Miranda, who was a top aide to Humberto Ortega, said Thursday in his first interview since his defection that top Sandinista officials were involved in drug trafficking, diversion of government funds to private companies and bank accounts, and the purchase of luxury items in Panama for other officials and their families.

Miranda charged that since the July 1979 revolution that brought the Sandinistas to power, Humberto Ortega has diverted more than $1.4 million from his ministry's budget into a Swiss bank account in the name of a company called Representaciones Multilaterales del Caribe.

In his speech yesterday, Humberto Ortega said drug and corruption charges against Sandinista officials were "calumnies." He did not refer to Miranda by name or discuss the allegations in detail. His references to these and other accusations by Miranda apparently came in response to written questions submitted to the Defense Ministry by The Washington Post along with a request for an interview. The ministry requested the questions, then declined to answer them.

In the interview today, President Ortega said the drug and bank account allegations were nothing new, but were being trotted out now as part of a Reagan administration effort to get Congress to approve new aid for the contras. He declined to comment specifically when asked about the companies mentioned by Miranda.

"Yes, the government of Nicaragua has different companies in different places, and they are legal," Ortega said. He described these as related to Nicaraguan efforts to circumvent a U.S. trade embargo by, for example, obtaining American spare parts through Panama. "Yes, this exists, but not in the form that Miranda is saying to damage the image" of Sandinista officials, Ortega said.

Such items as radios and cars are supplied to government and military officials "so they can carry out their funcions," Ortega said. "There is nothing illegal in all this."

Questioned about Miranda's charge that Nicaragua has trained Salvadoran guerrillas to use Soviet shoulder-fired antiaircraft missiles, Ortega would say only that "those who have received missiles are the contras, and we have mentioned the danger that exists that these missiles will fall into the hands of other armed groups in Central America and Latin America."

Regarding Nicaragua's plans, mentioned in the alleged protocols with the Soviet Union, to acquire MiG21 fighters, Ortega said: "Nicaragua has the right to possess these planes," although it would be better if all such aircraft "disappear from Central America." He added, "In this situation we need that plane because it is the only thing that can intercept contra supply flights."

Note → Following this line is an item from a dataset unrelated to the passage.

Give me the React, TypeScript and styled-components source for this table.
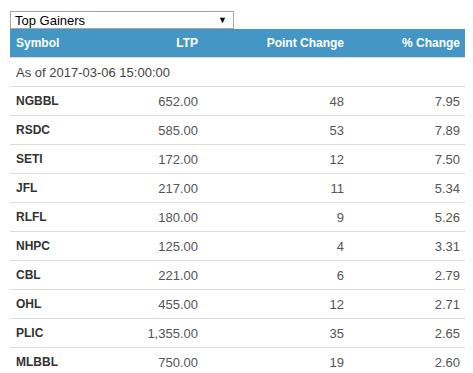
import React from "react";
import styled, { createGlobalStyle } from "styled-components";

const rows = [
  { symbol: "NGBBL", ltp: "652.00", point: "48", pct: "7.95" },
  { symbol: "RSDC", ltp: "585.00", point: "53", pct: "7.89" },
  { symbol: "SETI", ltp: "172.00", point: "12", pct: "7.50" },
  { symbol: "JFL", ltp: "217.00", point: "11", pct: "5.34" },
  { symbol: "RLFL", ltp: "180.00", point: "9", pct: "5.26" },
  { symbol: "NHPC", ltp: "125.00", point: "4", pct: "3.31" },
  { symbol: "CBL", ltp: "221.00", point: "6", pct: "2.79" },
  { symbol: "OHL", ltp: "455.00", point: "12", pct: "2.71" },
  { symbol: "PLIC", ltp: "1,355.00", point: "35", pct: "2.65" },
  { symbol: "MLBBL", ltp: "750.00", point: "19", pct: "2.60" },
];

export default function App() {
  return (
    <>
      <Global />
      <Wrap>
        <Select>
          <span>Top Gainers</span>
          <Arrow>▼</Arrow>
        </Select>
        <Table>
          <colgroup>
            <col style={{ width: 96 }} />
            <col style={{ width: 97 }} />
            <col style={{ width: 146 }} />
            <col style={{ width: 116 }} />
          </colgroup>
          <thead>
            <tr>
              <Th>Symbol</Th>
              <Th $right>LTP</Th>
              <Th $right>Point Change</Th>
              <Th $right>% Change</Th>
            </tr>
          </thead>
          <tbody>
            <tr>
              <AsOf colSpan={4}>As of 2017-03-06 15:00:00</AsOf>
            </tr>
            {rows.map((r) => (
              <tr key={r.symbol}>
                <Sym>{r.symbol}</Sym>
                <Num>{r.ltp}</Num>
                <Num>{r.point}</Num>
                <Num>{r.pct}</Num>
              </tr>
            ))}
          </tbody>
        </Table>
      </Wrap>
    </>
  );
}

// styling
const Global = createGlobalStyle`
  body {
    margin: 0;
    background: #fff;
    font-family: "Liberation Sans", Arial, sans-serif;
  }
`;

const Wrap = styled.div`
  padding: 11px 10px 0 10px;
`;

const Select = styled.div`
  box-sizing: border-box;
  width: 224px;
  height: 18px;
  border: 1px solid #a6a6a6;
  display: flex;
  align-items: center;
  justify-content: space-between;
  padding: 0 6px 0 4px;
  font-size: 13px;
  color: #000;
  background: #fff;
`;

const Arrow = styled.span`
  font-size: 9px;
  color: #000;
`;

const Table = styled.table`
  width: 455px;
  border-collapse: collapse;
  table-layout: fixed;
`;

const Th = styled.th<{ $right?: boolean }>`
  height: 28px;
  padding: 0 5px 0 6px;
  background: #4497c5;
  color: #fff;
  font-size: 12px;
  font-weight: bold;
  text-align: ${(p) => (p.$right ? "right" : "left")};
  border-bottom: 1px solid #ddd;
`;

const Cell = styled.td`
  height: 28px;
  padding: 0 5px 0 6px;
  border-bottom: 1px solid #ddd;
  white-space: nowrap;
`;

const AsOf = styled(Cell)`
  font-size: 13px;
  color: #444;
`;

const Sym = styled(Cell)`
  font-size: 12px;
  font-weight: bold;
  color: #333;
`;

const Num = styled(Cell)`
  font-size: 13px;
  color: #555;
  text-align: right;
`;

Ortega said the presentation of Miranda was a "desperate effort by President Reagan" to get more contra aid, which he said would "prolong the war" and violate the Central American peace plan. But he said Miranda's appearance also reflected a U.S. plan for the "Chileanization" of Nicaragua through "internal destablization." The United States supported opposition groups during the Chilean rule of Marxist president Salvador Allende.

It was in connection with the charge of destablization that, in his speech, President Ortega strongly cautioned opposition parties and media to act responsibly -- a statement taken as a warning not to make too much of the Miranda disclosures.

Wearing an olive-green military uniform as he addressed about 600 union delegates in the Olof Palme convention center here, Ortega said, "We cannot accept a so-called civic opposition that becomes a representative of counterrevolution and imperialism in our country . . . . The government and the Sandinista Front can have a little more patience, but the people can lose patience very rapidly."